What if the clothing rack tips over when loaded with multiple heavy pots?

Most basic rolling clothing racks are designed to support 30 to 50 pounds or more of hanging weight, which comfortably accommodates several medium-sized planters. For extra stability, place heavier ceramic pots on lower bars and use lightweight plastic or fabric hanging planters on the top bar. You can also add weight to the base — a decorative basket filled with pebbles or a stack of books lowers the center of gravity and makes the rack even harder to tip. Always lock the casters once the rack is in position.

How do I water the plants without dripping onto the floor or the rack’s base?

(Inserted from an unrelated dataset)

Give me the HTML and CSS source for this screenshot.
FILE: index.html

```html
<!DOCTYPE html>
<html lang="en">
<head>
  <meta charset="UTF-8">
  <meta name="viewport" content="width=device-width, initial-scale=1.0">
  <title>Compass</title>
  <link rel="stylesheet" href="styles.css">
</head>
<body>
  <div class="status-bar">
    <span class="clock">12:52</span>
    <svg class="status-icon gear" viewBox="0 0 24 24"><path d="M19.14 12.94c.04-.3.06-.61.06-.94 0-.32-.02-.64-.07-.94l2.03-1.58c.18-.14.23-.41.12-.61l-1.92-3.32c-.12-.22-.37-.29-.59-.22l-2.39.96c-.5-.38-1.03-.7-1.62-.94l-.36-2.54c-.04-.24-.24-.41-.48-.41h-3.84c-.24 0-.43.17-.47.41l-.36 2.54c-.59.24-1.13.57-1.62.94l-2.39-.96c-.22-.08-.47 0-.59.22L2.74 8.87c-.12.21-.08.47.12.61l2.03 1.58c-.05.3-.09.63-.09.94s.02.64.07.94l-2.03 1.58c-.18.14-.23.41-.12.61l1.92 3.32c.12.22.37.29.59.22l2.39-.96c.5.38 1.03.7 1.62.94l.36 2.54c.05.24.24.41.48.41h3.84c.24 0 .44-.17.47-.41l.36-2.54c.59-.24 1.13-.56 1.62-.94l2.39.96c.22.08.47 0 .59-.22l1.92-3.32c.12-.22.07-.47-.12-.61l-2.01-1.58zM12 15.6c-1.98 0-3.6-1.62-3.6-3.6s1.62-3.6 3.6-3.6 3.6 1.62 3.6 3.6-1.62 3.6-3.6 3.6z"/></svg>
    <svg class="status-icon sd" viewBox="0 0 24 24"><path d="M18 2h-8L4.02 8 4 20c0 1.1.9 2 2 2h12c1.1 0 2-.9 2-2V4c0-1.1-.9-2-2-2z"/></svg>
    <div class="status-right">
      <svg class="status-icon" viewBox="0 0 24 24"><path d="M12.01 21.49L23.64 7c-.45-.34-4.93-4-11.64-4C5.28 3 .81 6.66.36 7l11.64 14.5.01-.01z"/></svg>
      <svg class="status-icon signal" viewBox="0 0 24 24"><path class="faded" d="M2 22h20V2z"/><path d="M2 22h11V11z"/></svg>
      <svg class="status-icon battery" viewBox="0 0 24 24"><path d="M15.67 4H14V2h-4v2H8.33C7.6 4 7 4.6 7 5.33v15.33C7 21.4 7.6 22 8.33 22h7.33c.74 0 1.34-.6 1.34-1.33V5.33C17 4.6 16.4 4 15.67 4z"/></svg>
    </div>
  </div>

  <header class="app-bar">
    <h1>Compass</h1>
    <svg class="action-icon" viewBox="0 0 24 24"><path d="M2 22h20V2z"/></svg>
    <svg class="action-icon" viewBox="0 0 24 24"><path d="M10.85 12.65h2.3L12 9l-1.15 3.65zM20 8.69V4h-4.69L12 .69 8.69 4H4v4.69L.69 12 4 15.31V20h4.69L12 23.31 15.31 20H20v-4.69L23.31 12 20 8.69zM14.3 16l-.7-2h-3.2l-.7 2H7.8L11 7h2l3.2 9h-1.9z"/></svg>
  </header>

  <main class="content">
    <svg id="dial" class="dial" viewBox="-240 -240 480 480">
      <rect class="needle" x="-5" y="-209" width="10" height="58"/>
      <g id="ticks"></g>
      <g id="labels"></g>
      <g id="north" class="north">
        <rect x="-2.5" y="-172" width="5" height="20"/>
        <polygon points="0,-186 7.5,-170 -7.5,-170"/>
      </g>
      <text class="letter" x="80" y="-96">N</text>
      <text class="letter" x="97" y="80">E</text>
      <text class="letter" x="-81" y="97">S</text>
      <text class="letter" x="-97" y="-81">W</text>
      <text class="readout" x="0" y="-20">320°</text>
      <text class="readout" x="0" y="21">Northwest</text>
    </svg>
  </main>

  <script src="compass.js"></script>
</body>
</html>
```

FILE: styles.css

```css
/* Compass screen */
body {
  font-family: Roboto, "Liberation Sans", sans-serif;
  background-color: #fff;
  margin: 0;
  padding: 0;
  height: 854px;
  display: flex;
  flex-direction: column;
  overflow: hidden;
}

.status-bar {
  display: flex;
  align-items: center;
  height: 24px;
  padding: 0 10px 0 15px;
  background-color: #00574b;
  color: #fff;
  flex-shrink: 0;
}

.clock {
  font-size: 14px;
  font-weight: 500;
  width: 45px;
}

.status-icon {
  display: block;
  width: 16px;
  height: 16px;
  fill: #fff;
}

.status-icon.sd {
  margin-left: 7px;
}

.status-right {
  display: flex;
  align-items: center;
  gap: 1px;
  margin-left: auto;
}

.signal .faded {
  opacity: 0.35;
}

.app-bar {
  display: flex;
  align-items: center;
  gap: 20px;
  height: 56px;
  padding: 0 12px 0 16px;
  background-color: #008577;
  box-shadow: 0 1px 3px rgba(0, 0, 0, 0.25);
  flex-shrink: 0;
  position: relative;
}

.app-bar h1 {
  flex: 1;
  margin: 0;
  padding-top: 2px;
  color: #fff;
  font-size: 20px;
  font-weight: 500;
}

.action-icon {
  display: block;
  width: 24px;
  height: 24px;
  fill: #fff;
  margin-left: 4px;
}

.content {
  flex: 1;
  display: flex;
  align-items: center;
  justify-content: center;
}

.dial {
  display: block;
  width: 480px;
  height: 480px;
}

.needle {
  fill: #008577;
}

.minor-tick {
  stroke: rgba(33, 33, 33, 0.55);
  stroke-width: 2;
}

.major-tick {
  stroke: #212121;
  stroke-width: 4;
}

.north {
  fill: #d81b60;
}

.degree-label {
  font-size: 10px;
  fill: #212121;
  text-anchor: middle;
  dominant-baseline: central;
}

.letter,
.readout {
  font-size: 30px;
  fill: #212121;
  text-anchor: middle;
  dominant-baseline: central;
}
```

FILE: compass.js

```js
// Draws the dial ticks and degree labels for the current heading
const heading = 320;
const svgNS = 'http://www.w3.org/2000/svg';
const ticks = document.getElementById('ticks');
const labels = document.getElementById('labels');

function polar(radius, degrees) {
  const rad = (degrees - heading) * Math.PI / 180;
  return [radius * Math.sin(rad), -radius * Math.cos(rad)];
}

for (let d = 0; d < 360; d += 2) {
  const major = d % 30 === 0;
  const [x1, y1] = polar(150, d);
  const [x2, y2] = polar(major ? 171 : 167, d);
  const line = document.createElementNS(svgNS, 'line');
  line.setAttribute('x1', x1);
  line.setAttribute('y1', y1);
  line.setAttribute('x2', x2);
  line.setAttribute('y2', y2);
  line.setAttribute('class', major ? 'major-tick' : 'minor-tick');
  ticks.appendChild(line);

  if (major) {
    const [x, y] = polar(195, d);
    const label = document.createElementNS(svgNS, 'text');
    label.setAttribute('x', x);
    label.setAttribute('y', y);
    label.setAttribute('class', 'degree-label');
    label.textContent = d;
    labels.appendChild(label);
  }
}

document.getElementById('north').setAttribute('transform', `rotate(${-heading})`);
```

The simplest method is to roll the entire rack outside or into a bathroom with a tiled floor on watering day. You can water thoroughly, let the pots drain completely, and then roll the dry rack back into place. For indoor watering without moving the rack, use hanging planters with built-in drip trays or place a waterproof mat underneath the rack. Self-watering pots with reservoirs also eliminate the dripping issue entirely by metering moisture directly to the roots.

Can I use this setup outdoors on a patio or balcony permanently?

Most affordable clothing racks are finished with a basic powder coating intended for indoor use. Prolonged exposure to rain, humidity, and direct sun can cause rust or fading over time. If you have a covered balcony that protects the rack from direct weather, it may hold up reasonably well. For full outdoor exposure, the better strategy is to roll the rack outside temporarily for sun and watering sessions, then bring it back indoors. This preserves the frame while still giving your plants the outdoor time they benefit from.

What started as a simple space-saving trick has quietly become one of the most practical indoor gardening solutions around. For the price of a couple of specialty coffees, you get a mobile, renter-friendly display that adapts to your plants’ needs rather than forcing them to adapt to your furniture. That single bar of metal and four wheels can transform a cluttered corner into a cascading vertical garden — and when the seasons change or the lease ends, the whole thing rolls right along with you.